● Exercise
Copy every line that holds "this".

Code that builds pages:
****
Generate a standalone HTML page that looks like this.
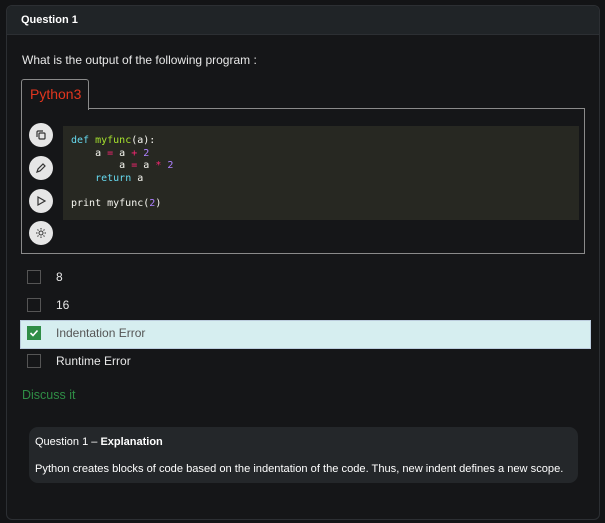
<!DOCTYPE html>
<html><head><style>
body{margin:0;width:605px;height:523px;background:#131416;font-family:"Liberation Sans",sans-serif;position:relative;overflow:hidden}
.card{position:absolute;left:6px;top:5px;width:592px;height:513px;border:1px solid #2c2f33;border-radius:6px;background:#151618;overflow:hidden}
.hdr{height:28px;background:#202427;border-bottom:1px solid #2c2f33;color:#fff;font-weight:bold;font-size:11px;line-height:28px;padding-left:14px}
.abs{position:absolute}
.q{left:15px;top:47px;color:#e8e8e8;font-size:12px}
.tab{left:14px;top:73px;width:66px;height:30px;border:1px solid #8a8a8a;border-bottom:none;background:#151618;color:#e2361f;font-size:14px;line-height:28px;text-indent:8px;z-index:2;border-radius:3px 3px 0 0}
.box{left:14px;top:102px;width:562px;height:144px;border:1px solid #8a8a8a}
.code{left:56px;top:120px;width:516px;height:94px;background:#272822;font-family:"DejaVu Sans Mono",monospace;font-size:10px;line-height:12.6px;color:#f8f8f2;padding:9px 0 0 8px;box-sizing:border-box;white-space:pre}
.btn{left:22px;width:24px;height:24px;border-radius:50%;background:#e6e6e6;display:flex;align-items:center;justify-content:center}
.k{color:#66d9ef}.f{color:#a6e22e}.o{color:#f92672}.n{color:#ae81ff}
.opt{left:20px;color:#e8e8e8;font-size:12px;display:flex;align-items:center}
.cb{width:14px;height:14px;border:1px solid #555;margin-right:15px;box-sizing:border-box}
.sel{left:13px;top:314px;width:569px;height:27px;background:#d6eef0;border:1px solid #bcd}
.exp{left:22px;top:421px;width:549px;height:56px;background:#24272a;border-radius:9px;color:#fff;font-size:11px}
</style></head><body>
<div class="card">
<div class="hdr">Question 1</div>
<div class="abs q">What is the output of the following program :</div>
<div class="abs tab">Python3</div>
<div class="abs box"></div>
<div class="abs code"><span class="k">def</span> <span class="f">myfunc</span>(a):
    a <span class="o">=</span> a <span class="o">+</span> <span class="n">2</span>
        a <span class="o">=</span> a <span class="o">*</span> <span class="n">2</span>
    <span class="k">return</span> a

print myfunc(<span class="n">2</span>)</div>
<div class="abs btn" style="top:117px"><svg width="12" height="12" viewBox="0 0 12 12" fill="none" stroke="#333" stroke-width="1.2"><rect x="4" y="4" width="6" height="6" rx="1"/><path d="M2 8V3a1 1 0 0 1 1-1h5"/></svg></div>
<div class="abs btn" style="top:150px"><svg width="12" height="12" viewBox="0 0 12 12" fill="none" stroke="#333" stroke-width="1.2"><path d="M2 10l1-3 5-5 2 2-5 5z"/></svg></div>
<div class="abs btn" style="top:183px"><svg width="12" height="12" viewBox="0 0 12 12" fill="none" stroke="#333" stroke-width="1.2"><path d="M3 2v8l7-4z"/></svg></div>
<div class="abs btn" style="top:215px"><svg width="12" height="12" viewBox="0 0 12 12" fill="none" stroke="#333" stroke-width="1"><circle cx="6" cy="6" r="2"/><path d="M6 1v1.5M6 9.5V11M1 6h1.5M9.5 6H11M2.5 2.5l1 1M8.5 8.5l1 1M2.5 9.5l1-1M8.5 3.5l1-1"/></svg></div>
<div class="abs opt" style="top:264px"><div class="cb"></div>8</div>
<div class="abs opt" style="top:292px"><div class="cb"></div>16</div>
<div class="abs sel"></div>
<div class="abs opt" style="top:320px;color:#555"><div class="cb" style="background:#2f8d46;border-color:#2f8d46;display:flex;align-items:center;justify-content:center"><svg width="10" height="10" viewBox="0 0 10 10"><path d="M1.5 5l2.5 2.5 4.5-5" fill="none" stroke="#fff" stroke-width="1.6"/></svg></div>Indentation Error</div>
<div class="abs opt" style="top:348px"><div class="cb"></div>Runtime Error</div>
<div class="abs" style="left:15px;top:382px;color:#2f8d46;font-size:12.5px">Discuss it</div>
<div class="abs exp"><div style="position:absolute;left:6px;top:9px">Question 1 – <b>Explanation</b></div><div style="position:absolute;left:6px;top:36px;font-size:11.1px;white-space:nowrap">Python creates blocks of code based on the indentation of the code. Thus, new indent defines a new scope.</div></div>
</div>
</body></html>
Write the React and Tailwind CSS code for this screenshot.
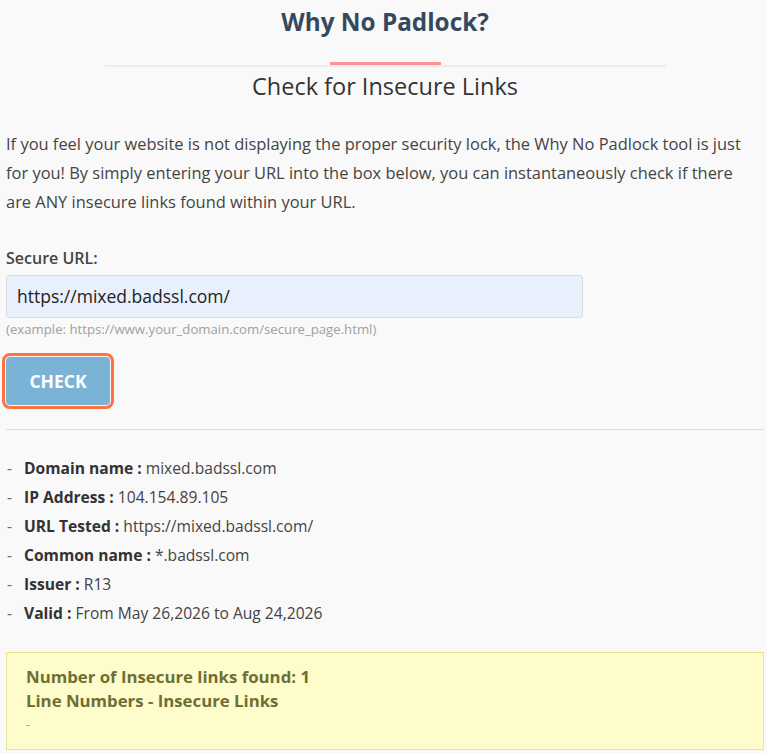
export default function App() {
  const details = [
    ["Domain name :", "mixed.badssl.com"],
    ["IP Address :", "104.154.89.105"],
    ["URL Tested :", "https://mixed.badssl.com/"],
    ["Common name :", "*.badssl.com"],
    ["Issuer :", "R13"],
    ["Valid :", "From May 26,2026 to Aug 24,2026"],
  ];

  return (
    <div className="min-h-[753px] bg-[#f9f9f9] text-[#444] font-['Open_Sans',sans-serif]">
      <div className="pl-[6px] pr-[3px] pt-[4px] pb-[3px]">
        <h1 className="text-center text-[24.3px] leading-[36px] font-bold text-[#34495e]">Why No Padlock?</h1>

        {/* section divider with accent bar */}
        <div className="mx-auto mt-[22px] w-[561px] flex flex-col items-center">
          <div className="w-[111px] h-[4px] bg-[#ff9191]" />
          <div className="w-full h-[2px] bg-[#ececec] -mt-[1px]" />
        </div>
        <h2 className="text-center text-[23.5px] leading-[30px] text-[#333] mt-[4px]">Check for Insecure Links</h2>

        <p className="mt-[28px] pr-[3px] text-[16.45px] leading-[29px] text-[#444]">
          If you feel your website is not displaying the proper security lock, the Why No Padlock tool is just for you! By simply entering your URL into the box below, you can instantaneously check if there are ANY insecure links found within your URL.
        </p>

        <label className="block mt-[32px] text-[16px] leading-[20px] font-semibold text-[#444]">Secure URL:</label>
        <div className="mt-[7px] w-[577px] h-[43px] bg-[#e8f0fe] border border-[#dcdcdc] rounded-[3px] flex items-center px-[10px] text-[17.5px] text-[#222]">
          https://mixed.badssl.com/
        </div>
        <div className="mt-[1px] text-[13.2px] leading-[20px] text-[#a0a0a0]">(example: https://www.your_domain.com/secure_page.html)</div>

        <div className="mt-[14px] -ml-[4px] w-[112px] h-[56px] rounded-[8px] border-[3px] border-[#ff7140] p-[1px]">
          <div className="w-full h-full rounded-[4px] bg-[#7ab3d5] flex items-center justify-center text-white font-bold text-[17.5px]">CHECK</div>
        </div>

        <div className="mt-[20px] h-px bg-[#dedede]" />

        <ul className="mt-[24px] flex flex-col">
          {details.map(([k, v]) => (
            <li key={k} className="flex text-[15.6px] leading-[29px] text-[#444]">
              <span className="w-[18px] pl-[1px] text-[#666]">-</span>
              <span><span className="font-bold text-[#333]">{k}</span> {v}</span>
            </li>
          ))}
        </ul>

        <div className="mt-[24px] bg-[#fefccb] border border-[#e6e490] px-[19px] pt-[12px] pb-[14px]">
          <div className="text-[16.8px] leading-[24px] font-bold text-[#6f6f34]">Number of Insecure links found: 1</div>
          <div className="text-[16.8px] leading-[24px] font-bold text-[#6f6f34]">Line Numbers - Insecure Links</div>
          <div className="text-[13px] leading-[22px] text-[#999]">-</div>
        </div>
      </div>
    </div>
  );
}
****
● Final result
Generate a standalone HTML page that looks like this.
Write the React and Tailwind CSS code for this screenshot.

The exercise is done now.